Sometimes, people purchase old stocks and securities with the newly created income rather than spend it on increased consumption. Some of them purchase new insurance policies. This expenditure in not immediately go to investment. The time gap between S and I is larger. Thus this type of financial investment severely restricts the value of the multiplier.

All these factors constitute potential leakages from the income stream resulting from an expansion of new investment. The new income, under such circumstances, does not give rise to secondary consumption expenditures as much as it should. It is, therefore, highly desirable that to have the desired results of multiplier, these leakages should be plugged. To the extent these leakages from the income stream can be controlled through public policy, the original increase in investment will have greater multiplier effects.

Criticism against the Concept of Multiplier:

1. Extremely Simplified Assumptions:

Criticism is levelled that Keynes’ theory of multiplier rests on the simple assumption of increases in consumption as a result of increases in income and, further, on the MPC being less than one. Actual studies show that the relationship between income and consumption is not so simple as was presumed by Keynes, nor is consumption the function of income alone.

2. Limitations and Qualifications:

Multiplier depends upon a large number of limitations and qualifications like the availability of consumer goods, maintenance of investment, direction of investment, multiplier period. It takes no account of the effect of induced consumption on investment, besides completely overlooking the time-element.

3. Neglected the Acceleration Effects:

Keynes’ logical theory of the multiplier takes into consideration the effects of increases in consumption as a result of increases in income, but it lakes no account of the effects of increase in consumption on investment (induced investment). On this ground alone, the theory has been severely criticised by D.H. Robertson, R.M. Goodwin and A.P. Lerner. These writers rightly grudge the undue importance and attention given to the multiplier, which they feel, in a way, is too bad.

4. A Mechanical Concept Superfluous to General Theory:

“Since the concept, often seems like nothing but a cheap jack way of getting something for nothing and appears to carry with it a spurious numerical accuracy.” Prof. A.G. Hart has insisted, no doubt correctly, that the multiplier concept is a useless ‘fifth wheel’. It adds nothing to the ideas or results already implied in the use of consumption function. Therefore, monetarists writers have given no placer to multiplier in their analysis of income and output fluctuations.

5. A Static and Tautological Concept:

Haberler with some justice accused Keynes of dealing in tautology when he discussed the multiplier. Tautology is the act of defining something as necessarily true, and then proclaiming as a discovery the ‘truth’ of the relationship made inevitable by the definition Hazlitt has also criticised the concept of multiplier rather bitterly.’ He calls it ‘strange concept’, a myth, much ado about nothing. He asks: “what reasons is there to suppose that there is such a thing as the multiplier?” He doubts if there could be any precise or mechanical relationship between social income, consumption, investment and extent of employment.
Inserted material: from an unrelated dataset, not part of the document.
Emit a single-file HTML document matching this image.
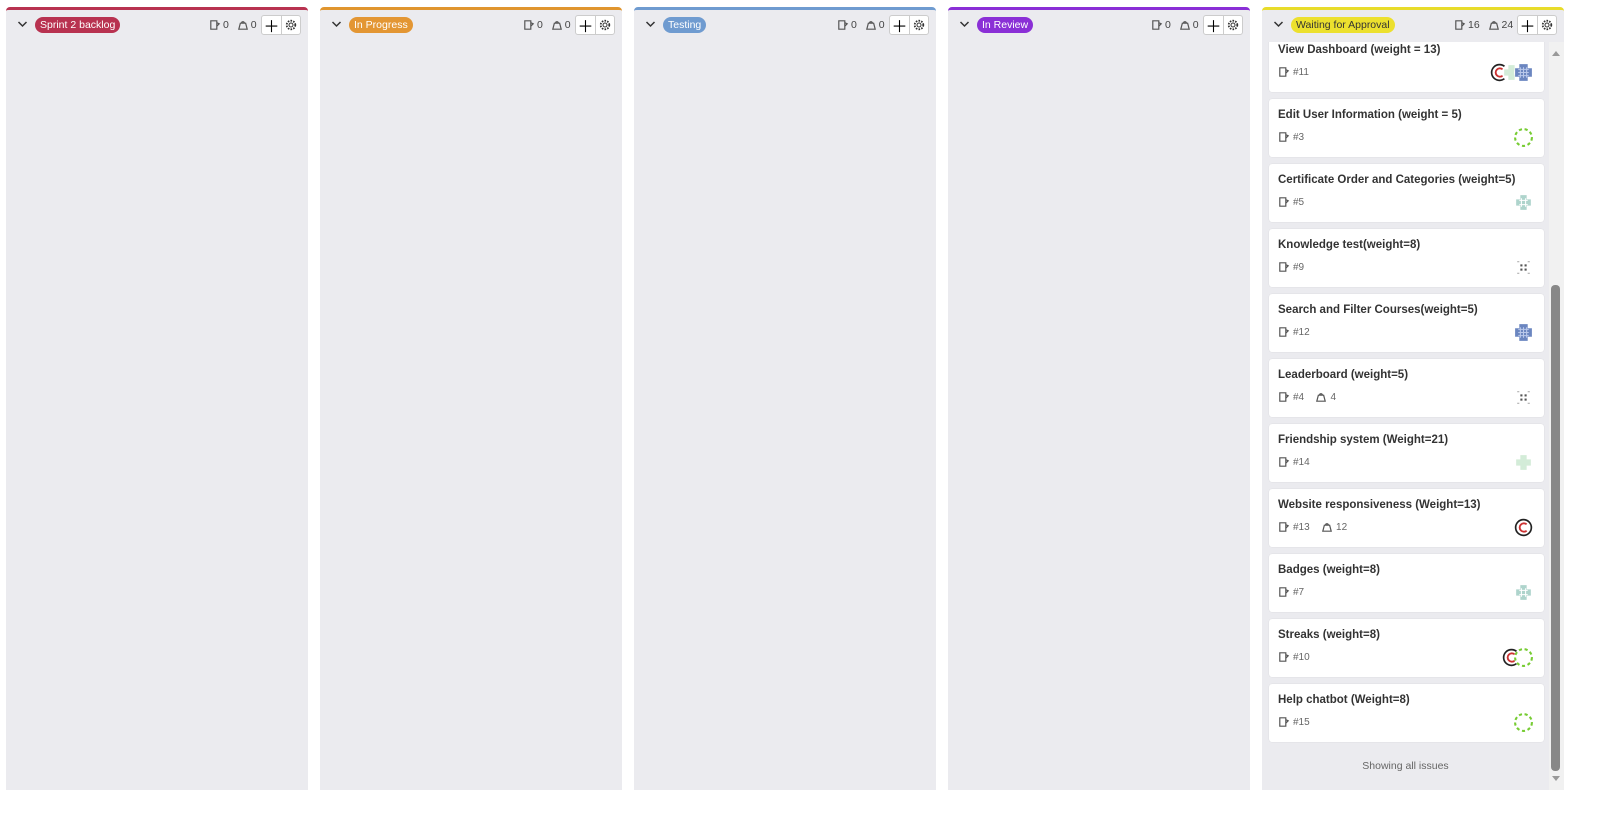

He called it a worthless toy made familiar by monetary cranks. According to Prof. Hutt “the conventional multiplier apparatus is rubbish and that it should be expunged from the textbooks.”

The main points of criticism against the concept of multiplier as given by Keynes can be summarised. They are that:

(i) It assumes an instantaneous relationship between income, consumption and investment; it is a timeless phenomenon;

(ii) It is of static nature which is unsuited to the changing process of the dynamic world, it fails to reckon the influence of time lags and its results are obtained only under static conditions;

(iii) That it ignores the influence of induced consumption on induced investment i.e., there is a relationship between the demand for capital goods and the demand for consumption goods, i.e., the demand for capital goods is a ‘derived demand’.

(iv) Further, its sole emphasis on consumption is also not proper. It would be more realistic to speak of a ‘marginal propensity to spend’ rather than to consume.

(v) Again, Haberler feels that this multiplier theory is an unverified hypothesis because Keynes offers no adequate proof except for a number of vague observations.

(vi) Prof. L.R. Klein has pointed out that empirical studies in respect of the behaviour of aggregate consumption in relation to aggregate income, show that actual trends in spending have a much more complicated relationship which may be non-linear and the common assumption of linear relation between aggregate consumption and aggregate income is open to question.

Nevertheless, the multiplier idea has been widely used and a whole body of literature has grown up which employs this concept. A strong defence has been put up by writers like Harrod. Hansen and Samuelson who have tried to deal with the criticism and made the whole analysis dynamic.

In the words of S.E. Harris, we may sum up the position as follows: “On the discussion of the multiplier, many economists went on fishing expeditions, though they had many bites yet they did not catch any large fish. Indeed, they have added much to Keynes’ relatively simple and unverified presentation.”